Las reformas ya no son recomendaciones técnicas; son condiciones de posibilidad democrática. Urge despolitizar los órganos electorales y devolverles independencia real, no nominal. No se trata de cambiar nombres en un directorio, sino de romper con la lógica de cuotas, lealtades cruzadas y captura institucional que hoy pesa más que cualquier acta.

La tecnología electoral debe ser pública, auditable y confiable. No más contratos con empresas de trayectoria ambigua, no más plataformas que fallan justamente cuando más se las necesita. El escrutinio debe ser verificable por la ciudadanía, no solo por quienes lo operan. Actas claras, transmisiones accesibles, resultados comprensibles: eso no es utopía, es exigencia mínima de una república moderna.

La Comisión Permanente del Congreso Nacional debe ser regulada con límites claros. Lo excepcional no puede convertirse en la regla. Si seis diputados pueden legislar sobre materias trascendentales sin control del pleno, la voluntad popular se convierte en papel sin efectos. La institucionalidad se debilita no por falla, sino por exceso de poder discrecional.

Pero ninguna reforma institucional será suficiente si los partidos políticos no se transforman. Las estructuras actuales siguen atrapadas en lógicas del pasado, con liderazgos personalistas y mecanismos internos que privilegian la lealtad por encima de la competencia, la fidelidad por encima de la reflexión. La política del siglo XXI exige partidos capaces de debatir ideas, no lealtades; de construir liderazgos colectivos, no figuras aisladas. Sin esa renovación profunda, ninguna ley electoral impedirá que el sistema gire en falso.
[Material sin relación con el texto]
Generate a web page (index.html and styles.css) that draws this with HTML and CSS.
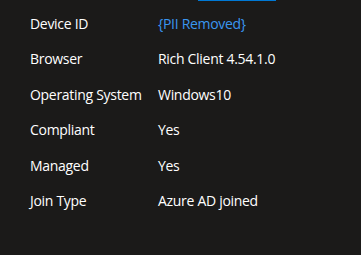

Por encima de todo, debe cambiar la relación entre ciudadanía y política. El votante hondureño ha sido constante, incluso en la decepción. Ha soportado fraudes, omisiones y silencios políticos. Y, sin embargo, sigue votando. Pero ya no basta con acudir a las urnas. Se necesita un nuevo pacto: el ciudadano como auditor activo, como guardián de la memoria institucional, como presencia crítica permanente. La democracia no se delega: se vigila.

Quien asuma el poder —cuando lo anuncien, si lo anuncian— no habrá ganado autoridad, sino asumida responsabilidad. No hereda una victoria, sino una falla estructural que ya no puede ocultarse ni administrarse. La legitimidad no vendrá de los votos contados, sino de las reformas que se hagan.

Porque ya no basta con que el sistema funcione: tiene que dejar de fallar. Y no basta con parches: lo que exige el momento son cambios estructurales que impidan que el país siga atrapado en el mismo ciclo de sospechas, silencios y maniobras.

Lo que hoy está en juego no es el resultado, sino la capacidad de una sociedad de negarse a seguir orbitando en el mismo círculo de fallas y sospechas. La legitimidad ya no se mide por el conteo de votos, sino por la voluntad de corregir aquello que los vuelve irrelevantes.

Si el país no aprovecha esta grieta para replantear sus instituciones, seguirá votando sin decidir y el poder seguirá administrando la inercia como si fuera mandato.

Una democracia que sobrevive apenas ya no es una democracia: es un ritual vacío que se ejecuta por costumbre.

Y si esta elección no marca un quiebre, será recordada como la última en la que todavía importaba cambiar.